Leadership in Human Rights Litigation
The Chechnya Justice Project remains the only project dedicated to representing victims from the conflict in Chechnya before Russian legal institutions and the European Court of Human Rights. The project also makes important contributions to the field of human rights litigation in Russia through professional research, publications, advocacy, and training.
In 2004, the project again exceeded all expectations for its litigation before the European Court and further distinguished itself as the leading litigation project assisting victims from Chechnya. At the end of the year, the project had come to represent more than 700 victims and their family members in 95 cases.

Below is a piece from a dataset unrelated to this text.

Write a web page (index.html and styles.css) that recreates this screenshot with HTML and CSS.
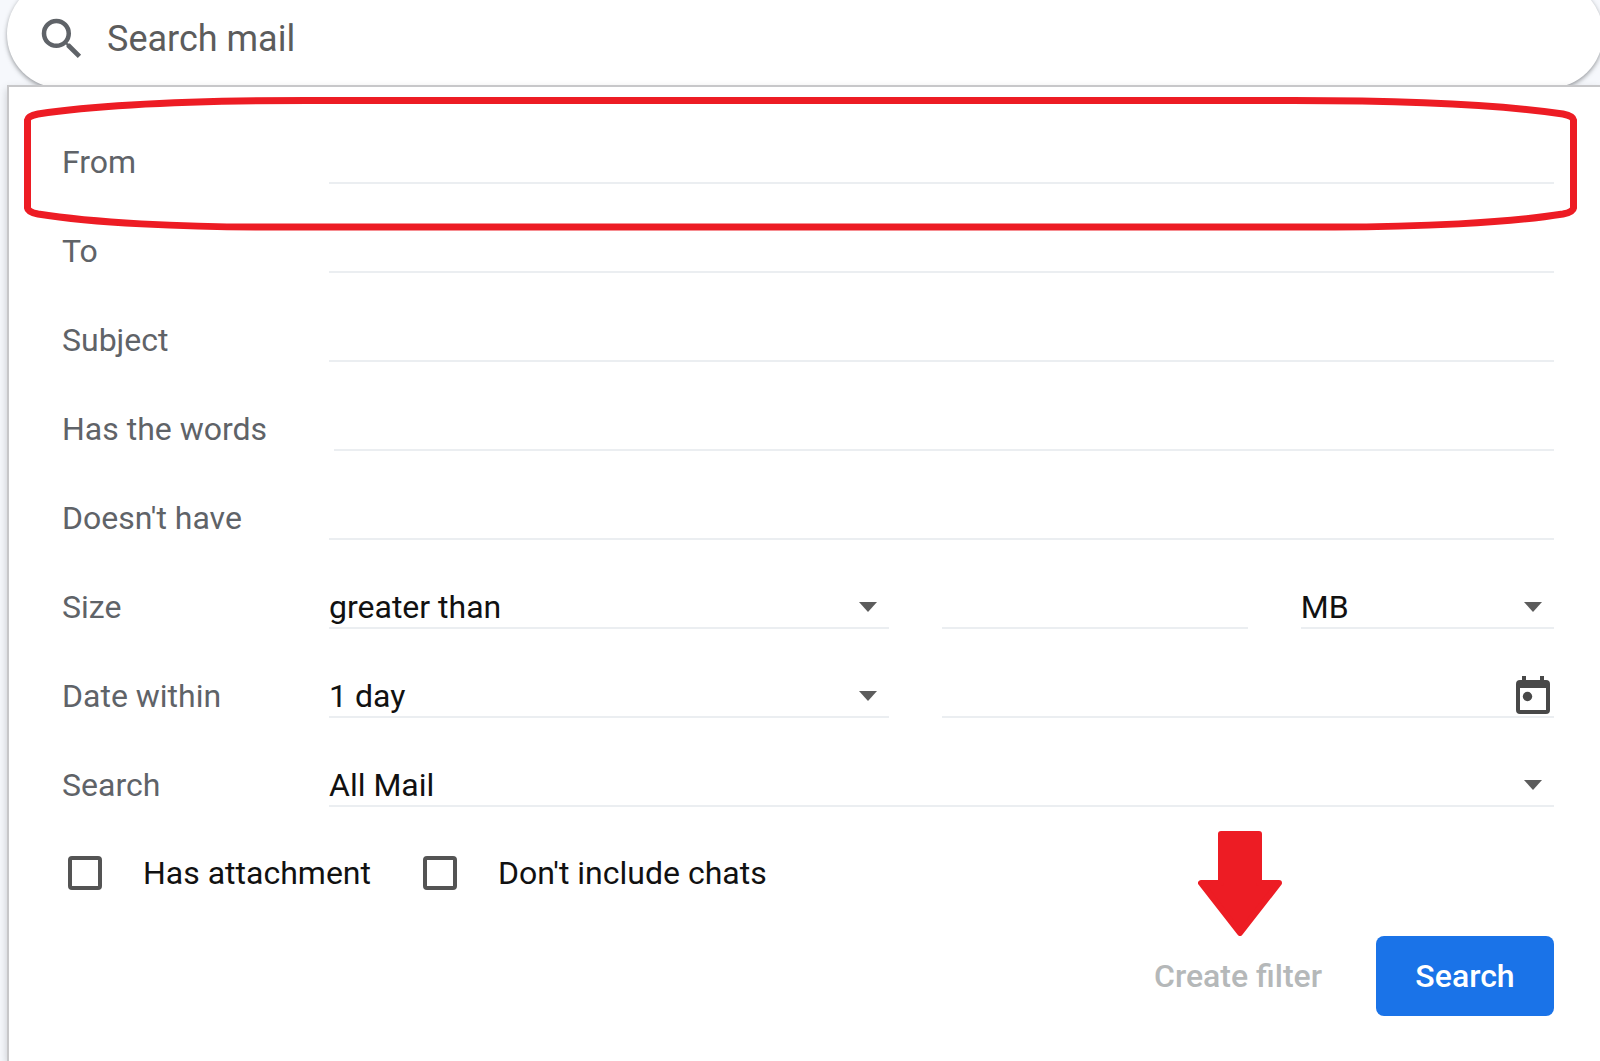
FILE: index.html
```
<!DOCTYPE html>
<html lang="en">

<head>
    <meta charset="utf-8">
    <title>Search mail</title>
    <meta name="viewport" content="width=device-width, initial-scale=1">
    <link rel="stylesheet" href="styles.css">
</head>

<body>
    <div class="searchBar">
        <svg class="searchIcon" viewBox="0 0 24 24" aria-hidden="true">
            <path d="M15.5 14h-.79l-.28-.27A6.47 6.47 0 0 0 16 9.5 6.5 6.5 0 1 0 9.5 16c1.61 0 3.09-.59 4.23-1.57l.27.28v.79l5 4.99L20.49 19l-4.99-5zm-6 0C7.01 14 5 11.99 5 9.5S7.01 5 9.5 5 14 7.01 14 9.5 11.99 14 9.5 14z" />
        </svg>
        <input type="text" placeholder="Search mail" aria-label="Search mail">
    </div>

    <form class="panel">
        <div class="row">
            <label for="from">From</label>
            <input type="text" id="from" class="field">
            <!-- red ring round the From row -->
            <svg class="ring" viewBox="0 0 1553 134" preserveAspectRatio="none" aria-hidden="true">
                <path d="M3.5 23 Q4 19 14 17 C75 8 170 3.5 284 3.5 H1269 C1383 3.5 1478 8 1539 17 Q1549 19 1549.5 23 V111 Q1549 115 1539 117 C1483 126 1393 130 1310 130 H233 C160 130 70 126 14 117 Q4 115 3.5 111 Z" />
            </svg>
        </div>
        <div class="row">
            <label for="to">To</label>
            <input type="text" id="to" class="field">
        </div>
        <div class="row">
            <label for="subject">Subject</label>
            <input type="text" id="subject" class="field">
        </div>
        <div class="row">
            <label for="has">Has the words</label>
            <input type="text" id="has" class="field indent">
        </div>
        <div class="row">
            <label for="hasnot">Doesn't have</label>
            <input type="text" id="hasnot" class="field">
        </div>
        <div class="row">
            <label for="size">Size</label>
            <div class="cols">
                <div class="select">
                    <select id="size" class="field">
                        <option>greater than</option>
                        <option>less than</option>
                    </select>
                </div>
                <input type="text" class="field" aria-label="Size value">
                <div class="select">
                    <select class="field" aria-label="Size unit">
                        <option>MB</option>
                        <option>KB</option>
                        <option>Bytes</option>
                    </select>
                </div>
            </div>
        </div>
        <div class="row">
            <label for="within">Date within</label>
            <div class="cols">
                <div class="select">
                    <select id="within" class="field">
                        <option>1 day</option>
                        <option>3 days</option>
                        <option>1 week</option>
                    </select>
                </div>
                <div class="date">
                    <input type="text" aria-label="Date">
                    <button type="button" aria-label="Choose date">
                        <svg viewBox="0 0 34 38" aria-hidden="true">
                            <path d="M6 0h4v4h14V0h4v4h2a4 4 0 0 1 4 4v26a4 4 0 0 1-4 4H4a4 4 0 0 1-4-4V8a4 4 0 0 1 4-4h2zM4 12v22h26V12z" fill-rule="evenodd" />
                            <circle cx="11.5" cy="20.5" r="4.7" />
                        </svg>
                    </button>
                </div>
            </div>
        </div>
        <div class="row">
            <label for="where">Search</label>
            <div class="select">
                <select id="where" class="field">
                    <option>All Mail</option>
                    <option>Inbox</option>
                </select>
            </div>
        </div>

        <div class="checks">
            <label><input type="checkbox">Has attachment</label>
            <label><input type="checkbox">Don't include chats</label>
        </div>

        <div class="buttons">
            <div class="create">
                <svg class="arrow" viewBox="0 0 84 105" aria-hidden="true">
                    <path d="M23 3h38v49h20L42 102 3 52h20z" />
                </svg>
                <button type="button" class="createBtn">Create filter</button>
            </div>
            <button type="submit" class="searchBtn">Search</button>
        </div>
    </form>
</body>

</html>
```

FILE: styles.css
```
* {
    box-sizing: border-box;
}

body,
input,
select,
button {
    margin: 0;
    padding: 0;
    font-family: Roboto, "Open Sans", sans-serif;
    font-size: 32px;
}

body {
    display: flex;
    flex-direction: column;
    min-height: 100vh;
    overflow: hidden;
    background: #f6f8fc;
    color: #111;
}

input,
select,
button {
    border: 0;
    border-radius: 0;
    outline: 0;
    background: none;
    color: inherit;
}

/* search bar, its top is cut by the window */
.searchBar {
    display: flex;
    align-items: center;
    gap: 18px;
    height: 108px;
    margin: -20px -3px 0 7px;
    padding: 10px 40px 0 28px;
    border-radius: 54px;
    background: #fff;
    box-shadow: 0 2px 4px rgba(60, 64, 67, 0.5);
}

.searchIcon {
    flex: none;
    width: 54px;
    height: 54px;
    fill: #5f6368;
}

.searchBar input {
    flex: 1;
    min-width: 0;
    font-size: 36px;
}

.searchBar input::placeholder {
    color: #5c5c5c;
    opacity: 1;
}

.panel {
    position: relative;
    flex: 1;
    margin: -3px 0 0 7px;
    padding: 8px 46px 40px 53px;
    border: solid #c7c7c9;
    border-width: 2px 0 0 2px;
    background: #fff;
    box-shadow: 0 4px 8px rgba(60, 64, 67, 0.25);
}

.row {
    position: relative;
    display: grid;
    grid-template-columns: 267px 1fr;
    align-items: end;
    height: 89px;
}

.row > label {
    height: 42px;
    line-height: 40px;
    color: #5f6368;
}

.field {
    display: block;
    width: 100%;
    height: 42px;
    line-height: 40px;
    border-bottom: 2px solid #ebeef1;
}

.field.indent {
    width: auto;
    margin-left: 5px;
}

.cols {
    display: grid;
    grid-template-columns: 559fr 306fr 253fr;
    gap: 53px;
}

.select {
    position: relative;
}

.select select {
    appearance: none;
    padding: 0 40px 0 0;
}

.select::after {
    content: "";
    position: absolute;
    top: 15px;
    right: 12px;
    border: 9px solid transparent;
    border-top: 10px solid #5c5c5c;
    border-bottom: 0;
    pointer-events: none;
}

.date {
    display: flex;
    grid-column: span 2;
    height: 42px;
    border-bottom: 2px solid #ebeef1;
}

.date input {
    flex: 1;
    min-width: 0;
}

.date button {
    width: 34px;
    height: 38px;
    margin-right: 4px;
}

.date svg {
    display: block;
    width: 34px;
    height: 38px;
    fill: #484848;
}

.checks {
    display: flex;
    padding: 46px 0 43px 6px;
}

.checks label {
    display: flex;
    align-items: center;
    gap: 41px;
    width: 355px;
    line-height: 40px;
    white-space: nowrap;
}

.checks input {
    flex: none;
    appearance: none;
    width: 34px;
    height: 34px;
    border: 4px solid #545454;
    border-radius: 4px;
}

.checks input:checked {
    background: #545454;
}

.buttons {
    display: flex;
    justify-content: flex-end;
    align-items: center;
    gap: 54px;
}

.buttons button {
    height: 80px;
    font-weight: 500;
}

.create {
    position: relative;
}

.createBtn {
    color: #b5b8b9;
}

.searchBtn {
    width: 178px;
    border-radius: 8px;
    background: #1a73e8;
    color: #fff;
}

/* red marks over the form */
.ring {
    position: absolute;
    top: 2px;
    left: -38px;
    width: calc(100% + 61px);
    height: 134px;
    fill: none;
    stroke: #ed1c24;
    stroke-width: 7px;
    pointer-events: none;
}

.arrow {
    position: absolute;
    right: 40px;
    bottom: 100%;
    width: 84px;
    height: 105px;
    fill: #ed1c24;
    stroke: #ed1c24;
    stroke-width: 6px;
    stroke-linejoin: round;
    pointer-events: none;
}
```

In 72 cases, the project has presented applications to the European Court of Human Rights. A total of 20 full and 21 preliminary applications were submitted in 2004 alone.

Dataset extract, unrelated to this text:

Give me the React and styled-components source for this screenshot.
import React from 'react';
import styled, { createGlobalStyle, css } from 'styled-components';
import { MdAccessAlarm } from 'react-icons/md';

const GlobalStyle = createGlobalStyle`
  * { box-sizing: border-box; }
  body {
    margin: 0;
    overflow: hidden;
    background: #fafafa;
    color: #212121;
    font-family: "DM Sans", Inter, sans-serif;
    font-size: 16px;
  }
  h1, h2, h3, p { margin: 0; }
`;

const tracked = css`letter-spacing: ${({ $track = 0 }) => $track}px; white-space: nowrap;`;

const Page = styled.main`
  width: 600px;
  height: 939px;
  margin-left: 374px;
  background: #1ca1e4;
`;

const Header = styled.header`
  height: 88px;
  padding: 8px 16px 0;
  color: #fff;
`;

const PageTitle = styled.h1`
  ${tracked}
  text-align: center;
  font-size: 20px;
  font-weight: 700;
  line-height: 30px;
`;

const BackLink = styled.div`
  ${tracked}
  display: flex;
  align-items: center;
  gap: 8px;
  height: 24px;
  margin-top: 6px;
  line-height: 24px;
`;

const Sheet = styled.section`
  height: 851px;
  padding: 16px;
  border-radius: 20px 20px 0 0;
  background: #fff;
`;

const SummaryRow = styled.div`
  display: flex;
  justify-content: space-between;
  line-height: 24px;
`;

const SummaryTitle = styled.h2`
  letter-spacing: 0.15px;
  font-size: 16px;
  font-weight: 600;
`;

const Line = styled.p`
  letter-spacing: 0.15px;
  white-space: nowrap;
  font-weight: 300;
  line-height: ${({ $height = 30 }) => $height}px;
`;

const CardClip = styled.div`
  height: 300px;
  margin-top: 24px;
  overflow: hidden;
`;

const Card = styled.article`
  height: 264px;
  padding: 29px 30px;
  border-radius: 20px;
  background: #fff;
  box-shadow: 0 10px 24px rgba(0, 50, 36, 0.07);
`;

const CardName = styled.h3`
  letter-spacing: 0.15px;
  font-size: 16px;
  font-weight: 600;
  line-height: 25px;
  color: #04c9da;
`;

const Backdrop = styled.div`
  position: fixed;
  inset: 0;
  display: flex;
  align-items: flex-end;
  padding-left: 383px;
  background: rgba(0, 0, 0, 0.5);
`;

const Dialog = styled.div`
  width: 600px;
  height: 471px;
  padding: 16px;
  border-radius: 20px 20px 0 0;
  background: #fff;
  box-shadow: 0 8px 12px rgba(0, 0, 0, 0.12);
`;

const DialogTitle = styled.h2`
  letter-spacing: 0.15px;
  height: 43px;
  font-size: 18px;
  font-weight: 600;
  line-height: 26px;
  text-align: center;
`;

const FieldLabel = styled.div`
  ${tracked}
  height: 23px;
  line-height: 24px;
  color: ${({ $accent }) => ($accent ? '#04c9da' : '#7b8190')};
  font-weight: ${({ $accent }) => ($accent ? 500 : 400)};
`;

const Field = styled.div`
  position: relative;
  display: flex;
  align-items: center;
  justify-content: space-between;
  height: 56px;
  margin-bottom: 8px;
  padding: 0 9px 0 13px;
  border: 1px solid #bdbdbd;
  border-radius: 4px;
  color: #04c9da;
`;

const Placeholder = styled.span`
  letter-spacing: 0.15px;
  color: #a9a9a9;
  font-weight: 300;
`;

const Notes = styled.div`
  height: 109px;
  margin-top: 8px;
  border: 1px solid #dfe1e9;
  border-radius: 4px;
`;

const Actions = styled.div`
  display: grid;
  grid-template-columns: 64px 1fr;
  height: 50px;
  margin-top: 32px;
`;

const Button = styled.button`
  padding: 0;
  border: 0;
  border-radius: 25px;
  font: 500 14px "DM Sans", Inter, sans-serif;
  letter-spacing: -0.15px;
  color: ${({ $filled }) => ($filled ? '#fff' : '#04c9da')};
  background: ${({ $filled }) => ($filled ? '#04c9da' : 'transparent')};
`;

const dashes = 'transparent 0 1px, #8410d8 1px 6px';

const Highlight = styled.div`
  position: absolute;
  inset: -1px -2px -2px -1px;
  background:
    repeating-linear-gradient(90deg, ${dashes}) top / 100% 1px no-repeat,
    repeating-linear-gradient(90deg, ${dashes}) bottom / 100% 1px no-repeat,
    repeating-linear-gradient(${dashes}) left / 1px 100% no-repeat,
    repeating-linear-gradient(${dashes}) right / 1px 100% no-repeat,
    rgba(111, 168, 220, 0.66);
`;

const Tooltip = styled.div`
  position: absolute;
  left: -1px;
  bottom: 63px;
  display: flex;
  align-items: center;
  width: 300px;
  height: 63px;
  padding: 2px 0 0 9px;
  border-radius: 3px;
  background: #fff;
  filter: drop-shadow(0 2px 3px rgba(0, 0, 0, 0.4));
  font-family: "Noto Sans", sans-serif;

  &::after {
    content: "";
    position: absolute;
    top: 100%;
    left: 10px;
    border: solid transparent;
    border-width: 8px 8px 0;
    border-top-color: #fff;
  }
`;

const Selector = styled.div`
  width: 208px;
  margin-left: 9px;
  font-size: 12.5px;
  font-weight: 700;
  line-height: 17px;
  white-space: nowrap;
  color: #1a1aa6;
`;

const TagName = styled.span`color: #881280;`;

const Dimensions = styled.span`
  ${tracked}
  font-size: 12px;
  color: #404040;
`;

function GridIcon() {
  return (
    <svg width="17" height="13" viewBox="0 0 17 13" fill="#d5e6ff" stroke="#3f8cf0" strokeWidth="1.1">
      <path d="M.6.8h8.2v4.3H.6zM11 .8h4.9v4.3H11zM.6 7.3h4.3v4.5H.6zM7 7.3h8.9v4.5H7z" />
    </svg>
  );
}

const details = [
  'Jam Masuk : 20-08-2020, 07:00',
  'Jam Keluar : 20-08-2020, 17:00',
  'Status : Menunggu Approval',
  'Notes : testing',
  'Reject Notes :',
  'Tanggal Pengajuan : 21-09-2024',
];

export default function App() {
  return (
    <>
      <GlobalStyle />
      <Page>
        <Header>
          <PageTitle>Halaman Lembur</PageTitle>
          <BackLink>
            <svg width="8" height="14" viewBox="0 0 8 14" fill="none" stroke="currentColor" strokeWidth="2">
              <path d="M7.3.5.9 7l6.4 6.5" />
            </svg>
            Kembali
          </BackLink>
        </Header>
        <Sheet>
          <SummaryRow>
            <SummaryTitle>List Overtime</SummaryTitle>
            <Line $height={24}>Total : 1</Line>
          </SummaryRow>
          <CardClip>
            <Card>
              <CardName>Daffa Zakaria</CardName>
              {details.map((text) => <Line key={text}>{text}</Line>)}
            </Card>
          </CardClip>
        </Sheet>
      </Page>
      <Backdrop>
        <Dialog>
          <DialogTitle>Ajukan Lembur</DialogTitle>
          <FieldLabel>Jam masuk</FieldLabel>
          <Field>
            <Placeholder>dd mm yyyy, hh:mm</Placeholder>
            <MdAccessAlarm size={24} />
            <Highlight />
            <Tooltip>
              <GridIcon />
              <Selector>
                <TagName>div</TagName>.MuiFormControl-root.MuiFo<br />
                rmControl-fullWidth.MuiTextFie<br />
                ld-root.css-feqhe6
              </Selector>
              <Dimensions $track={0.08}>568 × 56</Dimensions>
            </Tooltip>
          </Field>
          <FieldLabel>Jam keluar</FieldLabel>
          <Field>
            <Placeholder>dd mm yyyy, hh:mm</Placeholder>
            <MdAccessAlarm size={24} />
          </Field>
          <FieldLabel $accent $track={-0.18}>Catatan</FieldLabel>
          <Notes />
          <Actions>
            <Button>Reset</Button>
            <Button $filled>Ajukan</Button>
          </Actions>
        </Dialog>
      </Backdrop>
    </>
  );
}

A number of the project’s cases made demonstrable progress before the European Court in 2004. The European Court has now communicated 14 of the project’s cases to the Russian government, eight of them in 2004. Communication is the second stage of litigation following the initial application on the part of the applicant. At this stage, the Court invites the Russian government and the Chechnya Justice Project to present additional arguments on the admissibility and legal merits in the case. Following the Court’s communication and responses, the Court will take a decision on admissibility. If the Court determines the case admissible, then a final judgment will follow.

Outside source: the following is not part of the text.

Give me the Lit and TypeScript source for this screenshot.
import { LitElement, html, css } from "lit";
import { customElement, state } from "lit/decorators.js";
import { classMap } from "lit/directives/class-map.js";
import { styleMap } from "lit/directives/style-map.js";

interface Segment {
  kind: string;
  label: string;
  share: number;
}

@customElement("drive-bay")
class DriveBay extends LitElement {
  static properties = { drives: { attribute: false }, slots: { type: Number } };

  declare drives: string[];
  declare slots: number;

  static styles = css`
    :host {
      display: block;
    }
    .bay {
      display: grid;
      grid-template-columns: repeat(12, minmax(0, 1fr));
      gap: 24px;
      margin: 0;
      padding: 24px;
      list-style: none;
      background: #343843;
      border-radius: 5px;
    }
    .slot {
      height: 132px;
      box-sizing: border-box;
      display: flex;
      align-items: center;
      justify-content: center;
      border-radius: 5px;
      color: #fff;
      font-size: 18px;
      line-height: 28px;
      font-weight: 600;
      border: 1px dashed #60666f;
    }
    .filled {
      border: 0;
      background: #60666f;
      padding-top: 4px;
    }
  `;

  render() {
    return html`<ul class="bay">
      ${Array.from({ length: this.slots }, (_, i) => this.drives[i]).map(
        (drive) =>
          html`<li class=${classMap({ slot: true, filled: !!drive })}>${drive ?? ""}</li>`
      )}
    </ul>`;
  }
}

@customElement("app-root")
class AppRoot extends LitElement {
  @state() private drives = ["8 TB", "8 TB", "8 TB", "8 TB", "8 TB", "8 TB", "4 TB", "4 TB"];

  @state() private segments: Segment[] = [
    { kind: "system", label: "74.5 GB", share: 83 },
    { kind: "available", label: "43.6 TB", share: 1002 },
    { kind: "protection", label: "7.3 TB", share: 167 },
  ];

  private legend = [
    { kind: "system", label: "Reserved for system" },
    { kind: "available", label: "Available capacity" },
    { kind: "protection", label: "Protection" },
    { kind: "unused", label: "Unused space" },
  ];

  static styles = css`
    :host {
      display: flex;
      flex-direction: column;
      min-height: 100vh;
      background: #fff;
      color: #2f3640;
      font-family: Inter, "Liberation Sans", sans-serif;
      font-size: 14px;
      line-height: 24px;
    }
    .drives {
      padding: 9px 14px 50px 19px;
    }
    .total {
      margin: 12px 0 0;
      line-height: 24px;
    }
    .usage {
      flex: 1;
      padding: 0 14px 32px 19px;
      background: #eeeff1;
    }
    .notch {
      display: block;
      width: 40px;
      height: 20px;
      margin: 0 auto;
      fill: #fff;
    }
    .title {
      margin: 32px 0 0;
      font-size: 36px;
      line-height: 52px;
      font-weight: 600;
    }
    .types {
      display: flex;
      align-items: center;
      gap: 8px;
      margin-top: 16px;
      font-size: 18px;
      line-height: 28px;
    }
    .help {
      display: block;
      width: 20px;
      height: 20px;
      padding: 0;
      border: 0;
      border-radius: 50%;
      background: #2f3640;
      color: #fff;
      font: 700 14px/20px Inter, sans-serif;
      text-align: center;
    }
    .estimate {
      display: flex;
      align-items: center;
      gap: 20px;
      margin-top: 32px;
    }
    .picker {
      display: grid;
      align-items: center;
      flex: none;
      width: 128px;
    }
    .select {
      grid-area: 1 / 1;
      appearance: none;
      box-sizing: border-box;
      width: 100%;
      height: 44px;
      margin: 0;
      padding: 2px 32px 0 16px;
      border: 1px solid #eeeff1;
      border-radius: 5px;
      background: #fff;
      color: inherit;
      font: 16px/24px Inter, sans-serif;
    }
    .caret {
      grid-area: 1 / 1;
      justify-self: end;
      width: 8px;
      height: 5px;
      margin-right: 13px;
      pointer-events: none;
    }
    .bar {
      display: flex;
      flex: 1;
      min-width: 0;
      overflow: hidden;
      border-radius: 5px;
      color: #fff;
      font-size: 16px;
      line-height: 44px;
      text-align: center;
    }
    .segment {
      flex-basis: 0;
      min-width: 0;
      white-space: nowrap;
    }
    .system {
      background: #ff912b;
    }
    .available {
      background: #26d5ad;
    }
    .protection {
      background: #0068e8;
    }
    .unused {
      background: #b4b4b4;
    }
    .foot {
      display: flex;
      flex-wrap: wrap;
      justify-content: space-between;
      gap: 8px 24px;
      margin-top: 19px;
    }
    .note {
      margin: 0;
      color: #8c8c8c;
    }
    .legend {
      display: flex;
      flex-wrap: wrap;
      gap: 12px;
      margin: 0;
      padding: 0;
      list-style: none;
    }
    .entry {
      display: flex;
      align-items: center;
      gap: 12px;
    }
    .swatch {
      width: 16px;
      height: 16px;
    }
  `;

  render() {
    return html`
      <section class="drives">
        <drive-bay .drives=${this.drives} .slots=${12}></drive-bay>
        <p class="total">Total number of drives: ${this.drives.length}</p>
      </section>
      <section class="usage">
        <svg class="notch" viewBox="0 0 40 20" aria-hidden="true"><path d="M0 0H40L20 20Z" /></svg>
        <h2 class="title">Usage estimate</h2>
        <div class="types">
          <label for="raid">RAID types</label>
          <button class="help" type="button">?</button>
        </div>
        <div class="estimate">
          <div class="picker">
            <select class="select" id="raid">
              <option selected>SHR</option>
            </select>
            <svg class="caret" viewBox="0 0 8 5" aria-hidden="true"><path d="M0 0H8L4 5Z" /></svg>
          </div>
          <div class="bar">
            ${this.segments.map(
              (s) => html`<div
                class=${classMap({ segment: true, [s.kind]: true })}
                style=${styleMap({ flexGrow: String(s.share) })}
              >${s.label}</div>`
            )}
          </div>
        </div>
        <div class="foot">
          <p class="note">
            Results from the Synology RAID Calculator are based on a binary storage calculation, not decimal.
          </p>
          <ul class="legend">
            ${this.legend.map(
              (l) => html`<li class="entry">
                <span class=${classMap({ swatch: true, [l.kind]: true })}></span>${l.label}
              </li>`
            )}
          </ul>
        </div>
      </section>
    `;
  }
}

The Chechnya Justice Project cases communicated thus far by the Court primarily concerned events in 2000 and 2001, including the large sweep operations in the Novye Aldi suburb of Grozny and Sernovodsk, as well as torture during detention in the Chernokozovo prison. Three of the cases involve more recent events, but the European Court elected to give these cases priority due to harassment of the applicants and their family members. In seven cases, the Russian government has submitted a memorandum, and the project has already responded on behalf of the applicants with counter arguments and additional information relevant to the admissibility and merits of the case. In the remaining cases, the project is currently preparing responses to the government memoranda.
Prioritization of Cases from Chechnya
In August, the European Court informed the Chechnya Justice Project that it had taken a Rule 41 decision on all cases from Chechnya, thereby prioritizing them in the Court’s review process. This decision was taken at least in part as a direct result of the Chechnya Justice Project’s advocacy, undertaken together with the European Human Rights Advocacy Centre and Memorial, to encourage the Court to take concrete measures to help ensure the security of applicants. With this decision, the project anticipates a somewhat expedited review process for its cases.
Sharing Litigation Expertise
Building on many years experience, the Chechnya Justice Project’s staff members have now distinguished themselves as experts in the field of ECHR litigation in Russia. Three staff lawyers contributed to a book providing commentary to the European Convention of Human Rights and analyzing Russian law relevant to the convention. The lawyers examined Article 2 (right to life) using their extensive experience with cases involving extrajudicial execution and non-investigation of crimes committed by federal forces. In addition, one lawyer delivers lectures on the ECHR for advanced law students at a prominent Moscow university. Members of the staff were also asked to contribute to ECHR and Russian law trainings in Russia.
Advancing Knowledge of the ECHR
The Chechnya Justice Project made additional important contributions in 2004 to the advancement of the legal expertise of Russian lawyers, human rights advocates, and others through training, research, and publications. In October, with the support of the German Embassy, the project sponsored a group of lawyers that included project staff lawyers and lawyers from Chechnya to attend a weeklong seminar hosted by the Council of Europe and the European Court of Human Rights in Strasbourg, France. In December, the project hosted a seminar for lawyers representing applicants from Chechnya and other parts of Russia before Russian judicial bodies and the ECHR.
Building on established professional relationships with law faculties and law schools at prestigious universities, including Amsterdam University, Harvard University, and Yale University, the project produced two academic publications that analyzed important aspects of European and European Court law and practice relevant to both Russian as well as other lawyers and human rights activists working in Europe. Graduate interns produced two other publications in 2004 that examined specific practices in Chechnya that contribute substantially to the problem of impunity.
In early 2004, the Chechnya Justice Project produced the Citizen’s Guide for Residents of the Republic of Chechnya: Defending your Rights on the Territory of the Russian Federation. This highly practical instructional guide is the first of its kind and serves to educate victims of the conflict in Chechnya living in the Northern Caucasus about their rights under Russian and international law. The guide also provides information about the domestic and international rights protection mechanisms available to victims and their relatives, and provides detailed instructions for defending these rights. This much-needed publication has begun to fill a significant void by encouraging victims to know their rights and exercise them effectively.
The impact of the Chechnya Justice Project will be felt most clearly with decisions on the project’s cases at the European Court of Human Rights, which are still forthcoming. Nevertheless, as cases proceed through advanced stages of litigation before the ECHR, the project has already begun to see an impact on the practices of domestic law enforcement agencies. Notably, the project has found that once cases reach the communication stage, the activity of the local procuracies responsible for criminal investigations increases, at times dramatically. Procuracies undertake basic investigative steps such as deposition of witnesses and relatives, inspection of the crime scene, and forensic examinations. These actions appear to be largely a result of inquiries and requests for information sent from the main civilian and military procuracies in Moscow in response to inquiries from the Russian Representative before the ECHR, who is responsible for preparing submissions to the European Court on behalf of Russia.
Although the investigative steps taken at this point are usually several years after the date of the crime and, according to the Court’s case law, cannot be considered “effective” investigative actions,1 the impact of ECHR litigation on the domestic system, even before the decision stage, is noteworthy. It is possible that at least some of these investigations will lead to a conclusion in certain cases, and possible that procuracies will begin to take active steps before waiting for inquiries from the European Court.